Disclosure of information to transferring employees – Subpart 2
This subpart makes provision for the disclosure of employee transfer costs information (ie data for all employees concerned) and individualised employee information relating to employees who have elected to transfer.
“Employee transfer costs information” means information about employment related entitlements of employees who would be eligible to transfer to the new employer if the proposed restructuring were to proceed (unless the employer is exempt) and includes:
- The number of eligible employees,
- The wages or salary payable to them in a stated period (week, month etc),
- The total number of hours the employees spend performing the work concerned in a stated period,
- The costs of service related entitlements,
- The cost of any other entitlements, including entitlements agreed but not due until a future date or time.
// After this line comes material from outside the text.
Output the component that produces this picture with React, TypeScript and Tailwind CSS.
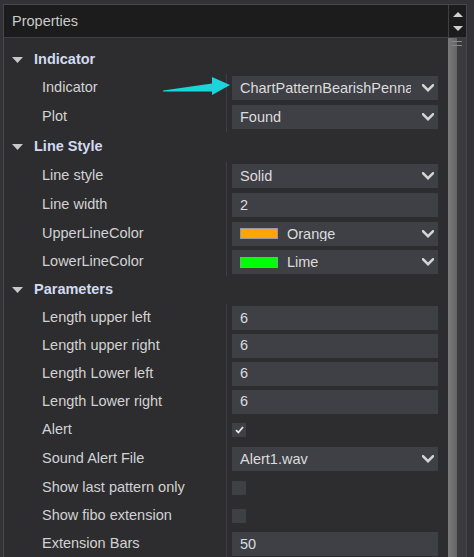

“Individualised employee information” means information about the employee including:
- Any personnel records relating to the employee,
- Information about disciplinary matters concerning the employee,
- Information about personal grievances related to the employee,
- Information the employer is required to keep by law, including:
- The employment agreement,
- Wage and time record,
- Leave record
- Tax code declaration ,
- Employer contribution to KiwiSaver,
- Student loan scheme deductions,
- Child support deductions.
Disclosure of individualised employee information to the new employer must be made as soon as practicable, but no later than the date on which the restructuring occurs unless a later date is mutually agreed.